Prime Minister said Sebi should also work towards making it easier for foreign investors such as sovereign wealth funds, university funds and pension funds to invest in the country as a priority attention area.
Appreciating Sebi's efforts to enhance the capital market access for mid-cap and small companies, Singh said that steps should also be taken for developing debt markets.
"...Regulation should be guided by the need to increase transparency and lead to higher investments being channelised into productive endeavours, which strengthen our economy," he said.
Sebi chief Sinha termed unauthorised raising of funds by entities as a critical area of concern and promised strict action against such schemes and sought continuing support from the government for the benefit of markets and investors.
He said the government has been supportive to Sebi throughout its journey and he expects the same to continue.
Among other challenges before Sebi, Sinha listed issues like steps to ensure that FIIs continue to invest in India and channelising the household savings into the capital market.
Telecom Minister Kapil Sibal, who was also present on the occasion, released a postage stamp to commemorate Sebi's 25 years. Besides, a book was also released on Sebi's journey, 'From a Banyan Tree to e-trading'.
Singapore's Finance Minister T Shanmugaratnam was a special guest. A host of industry leaders, including Tata group chief Cyrus Mistry, Aditya Birla group Chairman Kumar Mangalam Birla, Uday Kotak, Jet's Naresh Goyal, BSE chief Ashish Chauhan and NSE Managing Director Chitra Ramakrishna were also present there.
Besides speeches and panel discussions on economic and market-related issues, celebrations also included an entertainment programme by satirist Cyrus Broacha.
"In the initial years, the journey of Sebi was quite tumultuous. Sebi had to work as a change agent. These 25 years have been a great journey. Friday, we are among one of the best regulators in the world," Sinha said.

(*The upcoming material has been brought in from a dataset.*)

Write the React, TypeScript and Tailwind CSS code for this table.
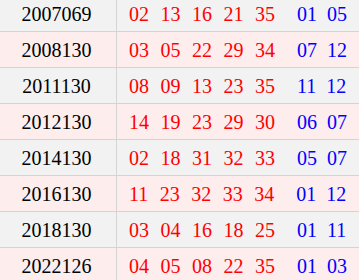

Sinha is the eighth Chairman of Sebi since its inception as an independent regulator in 1988, when the central government headed by then Prime Minister Rajiv Gandhi decided to give a boost to the stock market activities as part of its economic liberalisation drive.
Prior to Sebi, the capital markets were regulated by the Capital Issues (Control) Act of 1947.
The government gave Sebi statutory powers in 1992 through the Securities and Exchange Board of India (Sebi) Act. These powers included mandate to check insider trading and regulate takeovers and other substantial share acquisitions.
Later in 1995, the Securities Law (amendment) Act enhanced Sebi's jurisdiction and its autonomy and gave it powers to take punitive action. Entities like FIIs, rating agencies, venture capital funds and depositories were also brought under its jurisdiction.
Sebi was also given powers to levy monetary penalties, while SAT was set up to give a platform to the aggrieved parties to appeal against Sebi orders.
The next major amendment to the Sebi Act was made in 2002, which gave Sebi powers to seek information and records from banks and many other authorities, as also the powers for inspection of the books of accounts of listed companies.